Essay: Finding the experience of a woman flaneur

Mint Images -- Tim Robbins

In January, espnW's weekly essay series will focus on moving forward.

At 15 I bought my first car, a maroon-red 1988 Cutlass Supreme Classic, and at this early age I had my first taste of freedom and mobility.

For a Southern Black girl this was important. Especially for one who lived in a town without a sufficient public transportation system, and no train leading out of the place she was trapped in. The car was stolen my senior year in high school, but that first investment in mobility led to succeeding moves forward: I would move 70 miles away to college, and later 13 hours away to the greater New York City area.

I didn't have a car in these spaces.

I have not owned a car for 10 years. As a result, one of the most resourceful activities for me is walking. It is my own two feet that gets me around; I rely on these two tiny spells for freedom of travel.

The French poet Charles Baudelaire introduced a literary figure known as the flaneur, who spent much of his time touring urban venues on foot, strolling around, and cogitating. It is important to note that this character is always a man. In the 19th century, I suppose women didn't walk around, as a popular social activity. They certainly weren't caught writing about it. This social code seems to persist in some places.

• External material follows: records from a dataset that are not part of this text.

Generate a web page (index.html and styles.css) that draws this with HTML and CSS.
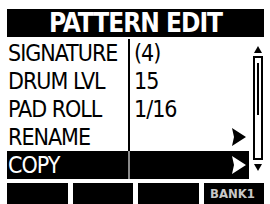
FILE: index.html
```html
<!DOCTYPE html>
<html lang="en">
<head>
  <meta charset="UTF-8" />
  <title>Pattern Edit</title>
  <link rel="stylesheet" href="styles.css">
</head>
<body>

<div class="screen">
  <div class="title">PATTERN EDIT</div>

  <div class="main">
    <div class="menu">
      <div class="row"><span class="label">SIGNATURE</span><span class="value">(4)</span><span class="arrow"></span></div>
      <div class="row"><span class="label">DRUM LVL</span><span class="value">15</span><span class="arrow"></span></div>
      <div class="row"><span class="label">PAD ROLL</span><span class="value">1/16</span><span class="arrow"></span></div>
      <div class="row">
        <span class="label">RENAME</span><span class="value"></span>
        <span class="arrow"><svg width="14" height="18" viewBox="0 0 14 18"><path d="M0 0 L14 9 L0 18 L2 9 Z" fill="#000"/></svg></span>
      </div>
      <div class="row sel">
        <span class="label">COPY</span><span class="value"></span>
        <span class="arrow"><svg width="14" height="18" viewBox="0 0 14 18"><path d="M0 0 L14 9 L0 18 L2 9 Z" fill="#fff"/></svg></span>
      </div>
    </div>

    <!-- scroll bar -->
    <div class="scroll">
      <svg class="up" width="8" height="7" viewBox="0 0 8 7"><path d="M4 0 L8 7 L0 7 Z" fill="#000"/></svg>
      <div class="track"><div class="thumb"></div></div>
      <svg class="down" width="8" height="7" viewBox="0 0 8 7"><path d="M0 0 L8 0 L4 7 Z" fill="#000"/></svg>
    </div>
  </div>

  <div class="keys">
    <div class="key"></div>
    <div class="key"></div>
    <div class="key"></div>
    <div class="key">BANK1</div>
  </div>
</div>

</body>
</html>
```

FILE: styles.css
```css
body {
  margin: 0;
  padding: 0;
  background: white;
  font-family: "DejaVu Sans", sans-serif;
  font-stretch: condensed;
  overflow: hidden;
}

.screen {
  width: 270px;
  height: 204px;
  padding: 9px 6px 0 7px;
  box-sizing: border-box;
}

.title {
  height: 28px;
  background: black;
  color: white;
  font-size: 26px;
  font-weight: bold;
  letter-spacing: -1px;
  line-height: 28px;
  text-align: center;
}

.main {
  display: flex;
  height: 142px;
  margin-top: 2px;
}

.menu {
  width: 245px;
}

.row {
  display: grid;
  grid-template-columns: 121px 1fr 17px;
  height: 28px;
  align-items: center;
  font-size: 23px;
  letter-spacing: -1px;
  color: black;
}

.label {
  padding-left: 1px;
  line-height: 28px;
}

.value {
  border-left: 2px solid black;
  padding-left: 4px;
  line-height: 28px;
  height: 28px;
}

.arrow {
  display: flex;
  align-items: center;
  height: 28px;
}

.arrow svg {
  flex: none;
}

.sel {
  background: black;
  color: white;
}

.sel .value {
  border-left-color: #8a8a8a;
}

.scroll {
  width: 12px;
  margin-left: 3px;
  padding-top: 7px;
  display: flex;
  flex-direction: column;
  align-items: center;
}

.track {
  width: 10px;
  height: 104px;
  margin-top: 3px;
  border: 2px solid black;
  box-sizing: border-box;
  padding: 5px 2px 0 2px;
  background: white;
}

.thumb {
  height: 52px;
  background: black;
}

.down {
  margin-top: 4px;
}

.keys {
  display: flex;
  gap: 5px;
  margin-top: 2px;
}

.key {
  flex: 1;
  height: 24px;
  background: black;
  color: #c8c8c8;
  font-size: 13px;
  font-weight: bold;
  line-height: 22px;
  text-align: right;
  padding-right: 9px;
}
```
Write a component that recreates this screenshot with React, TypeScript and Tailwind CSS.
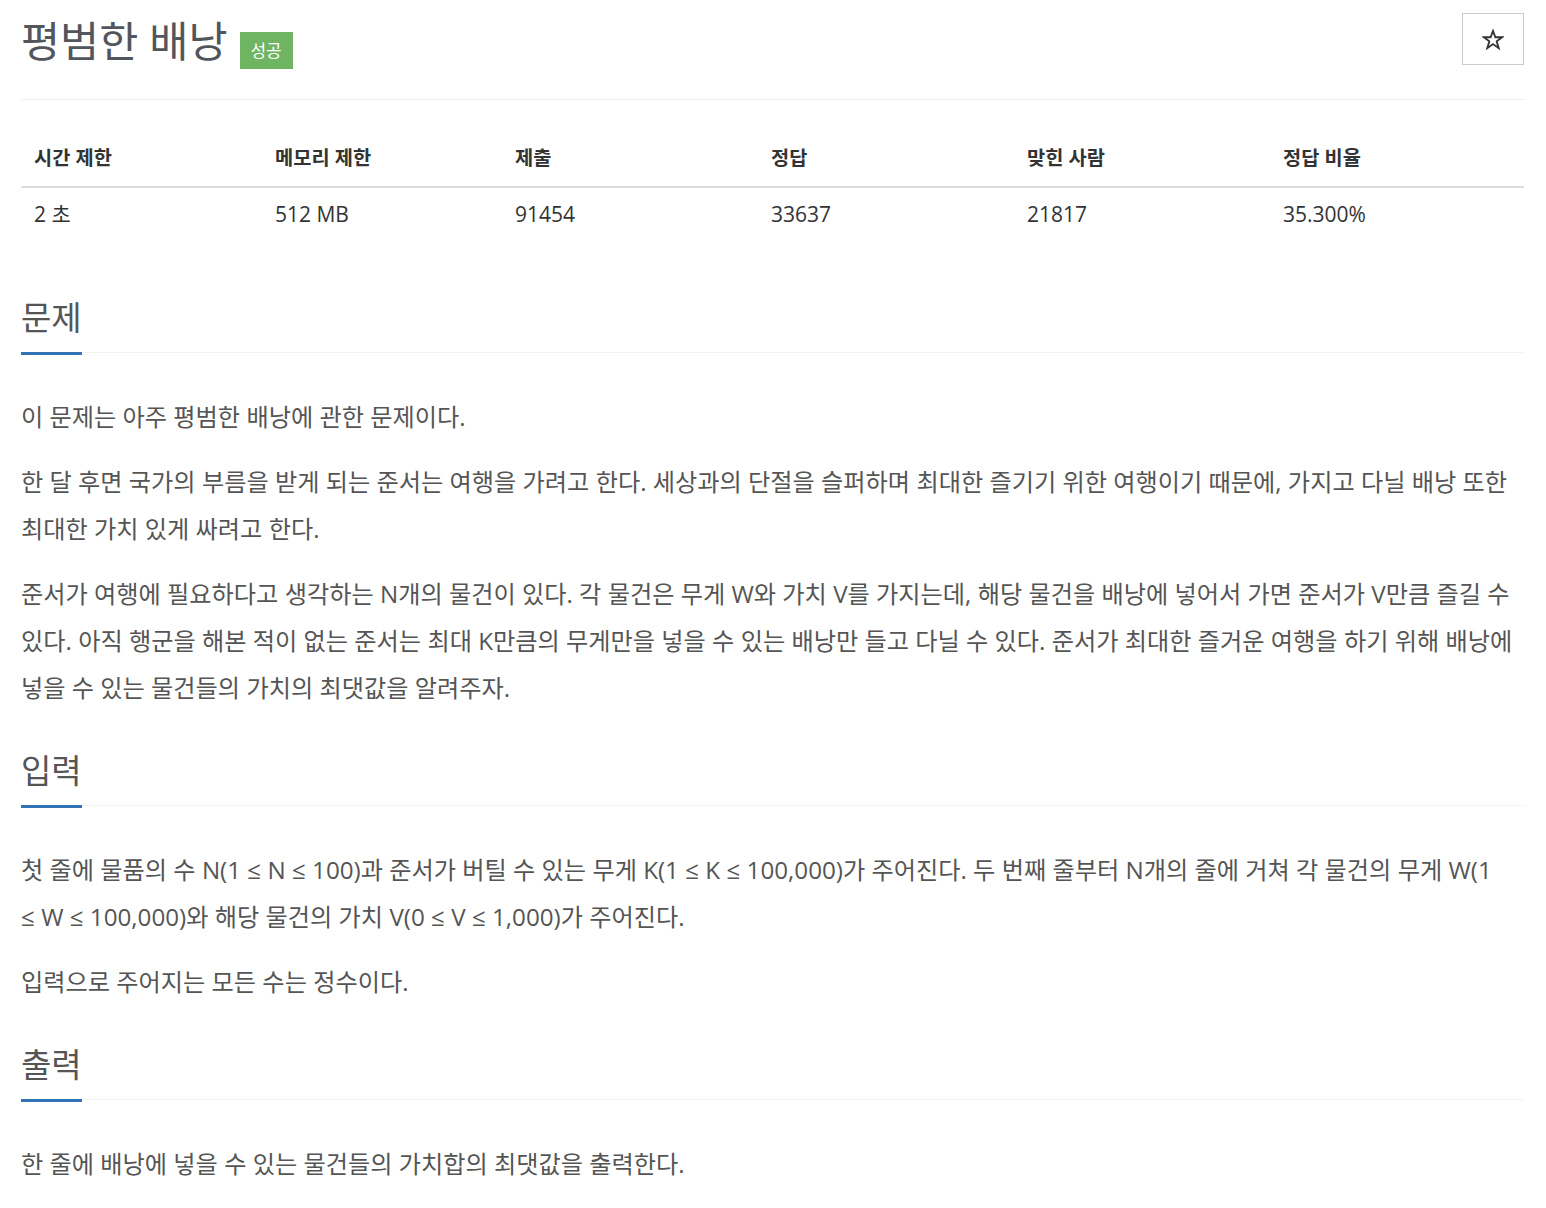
import React from 'react'

const stats = [
  { label: '시간 제한', value: '2 초' },
  { label: '메모리 제한', value: '512 MB' },
  { label: '제출', value: '91454' },
  { label: '정답', value: '33637' },
  { label: '맞힌 사람', value: '21817' },
  { label: '정답 비율', value: '35.300%' },
]

const font = { fontFamily: '"Open Sans", "Noto Sans CJK KR", sans-serif' }

function Headline({ title, first }: { title: string; first?: boolean }) {
  return (
    <div className={`flex border-b border-dotted border-[#e4e9f0] ${first ? '' : 'mt-[40px]'}`}>
      <h2 className="-mb-[3px] border-b-[3px] border-[#3273b8] pb-[14px] text-[33px] font-normal leading-[40px] text-[#555]">
        {title}
      </h2>
    </div>
  )
}

function Paragraph({ children }: { children: React.ReactNode }) {
  return <p className="mb-[18px] text-[24.2px] leading-[47px] text-[#555]">{children}</p>
}

export default function App() {
  return (
    <div className="min-h-screen bg-white px-[21px] pr-[22px]" style={font}>
      {/* Title */}
      <div className="flex items-start justify-between border-b border-[#eee] pb-[30px] pt-[13px]">
        <div className="flex items-end">
          <h1 className="text-[42.5px] font-normal leading-[56px] text-[#52565c]">평범한 배낭</h1>
          <span className="ml-[12px] flex h-[37px] w-[53px] items-center justify-center bg-[#6fb460] text-[17px] text-white">
            성공
          </span>
        </div>
        <button className="flex h-[52px] w-[62px] items-center justify-center border border-[#ccc] bg-white text-[#333]">
          <svg width="22" height="21" viewBox="0 0 24 23" fill="none" stroke="#333" strokeWidth="2" strokeLinejoin="miter">
            <path d="M12 2 L14.6 9 L22 9 L16 13.5 L18.3 21 L12 16.5 L5.7 21 L8 13.5 L2 9 L9.4 9 Z" />
          </svg>
        </button>
      </div>

      {/* Stats table */}
      <div className="mt-[30px]">
        <div className="grid grid-cols-[241px_240px_256px_256px_256px_1fr] border-b-2 border-[#ddd]">
          {stats.map((s) => (
            <div key={s.label} className="flex h-[56px] items-center px-[13px] text-[19.8px] font-bold text-[#333]">
              {s.label}
            </div>
          ))}
        </div>
        <div className="grid grid-cols-[241px_240px_256px_256px_256px_1fr]">
          {stats.map((s) => (
            <div key={s.label} className="flex h-[54px] items-center px-[13px] text-[21px] text-[#333]">
              {s.value}
            </div>
          ))}
        </div>
      </div>

      {/* 문제 */}
      <section className="mt-[56px]">
        <Headline title="문제" first />
        <div className="mt-[40px]">
          <Paragraph>이 문제는 아주 평범한 배낭에 관한 문제이다.</Paragraph>
          <Paragraph>
            한 달 후면 국가의 부름을 받게 되는 준서는 여행을 가려고 한다. 세상과의 단절을 슬퍼하며 최대한 즐기기 위한 여행이기 때문에, 가지고 다닐 배낭 또한 최대한 가치 있게 싸려고 한다.
          </Paragraph>
          <Paragraph>
            준서가 여행에 필요하다고 생각하는 N개의 물건이 있다. 각 물건은 무게 W와 가치 V를 가지는데, 해당 물건을 배낭에 넣어서 가면 준서가 V만큼 즐길 수 있다. 아직 행군을 해본 적이 없는 준서는 최대 K만큼의 무게만을 넣을 수 있는 배낭만 들고 다닐 수 있다. 준서가 최대한 즐거운 여행을 하기 위해 배낭에 넣을 수 있는 물건들의 가치의 최댓값을 알려주자.
          </Paragraph>
        </div>
      </section>

      {/* 입력 */}
      <section>
        <Headline title="입력" />
        <div className="mt-[40px]">
          <Paragraph>
            첫 줄에 물품의 수 N(1 ≤ N ≤ 100)과 준서가 버틸 수 있는 무게 K(1 ≤ K ≤ 100,000)가 주어진다. 두 번째 줄부터 N개의 줄에 거쳐 각 물건의 무게 W(1 ≤{'\u00a0'}W ≤ 100,000)와 해당 물건의 가치 V(0 ≤ V ≤ 1,000)가 주어진다.
          </Paragraph>
          <Paragraph>입력으로 주어지는 모든 수는 정수이다.</Paragraph>
        </div>
      </section>

      {/* 출력 */}
      <section>
        <Headline title="출력" />
        <div className="mt-[40px]">
          <Paragraph>한 줄에 배낭에 넣을 수 있는 물건들의 가치합의 최댓값을 출력한다.</Paragraph>
        </div>
      </section>
    </div>
  )
}
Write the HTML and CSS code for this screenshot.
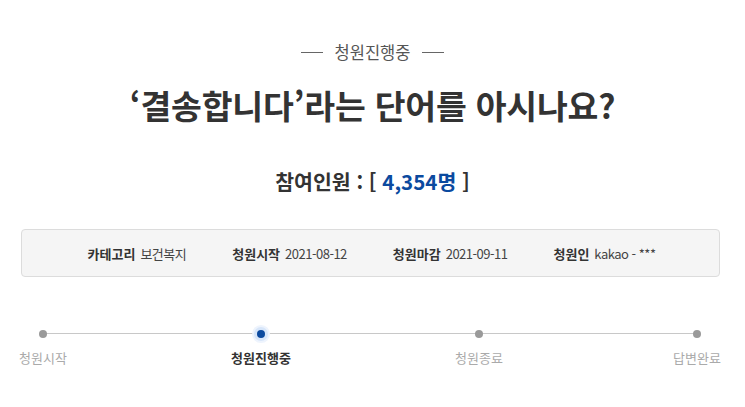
FILE: index.html
```html
<!DOCTYPE html>
<html lang="ko">
<head>
<meta charset="utf-8">
<link rel="stylesheet" href="styles.css">
</head>
<body>
<div class="page">
  <div class="status"><span class="dash"></span><span class="status-text">청원진행중</span><span class="dash"></span></div>
  <h1 class="title">‘결송합니다’라는 단어를 아시나요?</h1>
  <div class="count">참여인원 : [ <span class="num">4,354명</span> ]</div>
  <div class="info">
    <div class="item"><span class="label">카테고리</span><span class="value">보건복지</span></div>
    <div class="item"><span class="label">청원시작</span><span class="value">2021-08-12</span></div>
    <div class="item"><span class="label">청원마감</span><span class="value">2021-09-11</span></div>
    <div class="item"><span class="label">청원인</span><span class="value">kakao - ***</span></div>
  </div>
  <div class="steps">
    <div class="step"><span class="dot"></span><span class="step-label">청원시작</span></div>
    <div class="step active"><span class="dot"></span><span class="step-label">청원진행중</span></div>
    <div class="step"><span class="dot"></span><span class="step-label">청원종료</span></div>
    <div class="step"><span class="dot"></span><span class="step-label">답변완료</span></div>
  </div>
</div>
</body>
</html>
```
FILE: styles.css
```css
* { box-sizing: border-box; }
html, body { margin: 0; padding: 0; background: #fff; }
body {
  font-family: "Noto Sans CJK KR", "Noto Sans", sans-serif;
  color: #333;
  width: 745px;
  height: 407px;
  overflow: hidden;
}
.page { padding-top: 40px; }
.status {
  display: flex;
  justify-content: center;
  align-items: center;
  gap: 12px;
  height: 24px;
}
.dash { width: 22px; height: 1px; background: #666; }
.status-text { font-size: 16.5px; color: #555; }
.title {
  margin: 21px 0 0;
  text-align: center;
  font-size: 33.5px;
  font-weight: 700;
  line-height: 40px;
  color: #333;
  letter-spacing: -0.2px;
}
.count {
  margin-top: 42px;
  text-align: center;
  font-size: 20.5px;
  font-weight: 700;
  line-height: 28px;
  color: #333;
}
.count .num { color: #0b4a9f; }
.info {
  margin: 34px 25px 0 21px;
  height: 48px;
  border: 1px solid #dcdcdc;
  border-radius: 4px;
  background: #f5f5f5;
  display: flex;
  justify-content: center;
  align-items: center;
  gap: 46px;
  padding-left: 2px;
  font-size: 13px;
}
.item { display: flex; gap: 5px; align-items: center; }
.label { font-weight: 700; color: #333; }
.value { color: #444; letter-spacing: -0.5px; }
.steps {
  position: relative;
  margin: 49px 18px 0 13px;
  display: flex;
  justify-content: space-between;
}
.steps::before {
  content: "";
  position: absolute;
  left: 30px;
  right: 30px;
  top: 7px;
  height: 1px;
  background: #c8c8c8;
}
.step {
  position: relative;
  width: 60px;
  display: flex;
  flex-direction: column;
  align-items: center;
}
.dot {
  width: 8px;
  height: 8px;
  margin-top: 4px;
  border-radius: 50%;
  background: #9a9a9a;
}
.step.active .dot {
  background: #0b4a9f;
  box-shadow: 0 0 0 3px #d7e6fa, 0 0 0 5px #eef4fd;
}
.step-label {
  margin-top: 10px;
  font-size: 13px;
  color: #aaa;
  white-space: nowrap;
}
.step.active .step-label { color: #333; font-weight: 700; }
```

I've thought much about what the experience of a woman flaneur would be like, especially since I have been one now for nearly all of my adult life. Mostly in the ever-gallant South, where women, particularly black women, face exceptional challenges to their health and corporeal agency:

"I got a friend that sells cars!" a man living adjacent to my weekday bus stop yelled out to me one morning. "Don't no woman need to be walking or catching no bus."

I haven't walked long distances regularly since I'd moved from up North five months ago to Columbia, the capitol of South Carolina, where I live now. Walking, as it was in New York, isn't a major mode of transportation here. There are no sidewalks in a vast number of places, and in the beginning I felt foolish under the eye of passing motorists. Or, I felt uneasy beneath the rebel flags staked from the top of neighboring houses. No one walks here as a way of getting to their destinations, it appears, except for itinerants.

Certainly, not lone women.

At least this is what the man next door to the bus stop attempted to convince me on another morning as he approached me, closer this time, at my bus stop: "This is why I voted for Trump, sistah," he declared in attempted black camaraderie. He went on, running down the script of recent popular discourse: "He's a business man, he's gonna turn things around for our economy, make us great again. You won't be out here walking for long."

Recently, on my 28th birthday, I wanted to think in the clear, clear air, so I walked outdoors onto my front porch, then out into my neighborhood and on some more, and I kept on walking until I'd walked five miles. The wind that day was relentless in its beating, but as I turned a sharp curve, the small tornadoes of dropped leaf and loose brush flying into me began to swirl around me instead, as if I were controlling the weather.

For so long, I've survived by simply keeping my mind on where I'm going, thinking onward. "I don't want a ride." I wanted to say to him. "I'm moving forward on my own magic.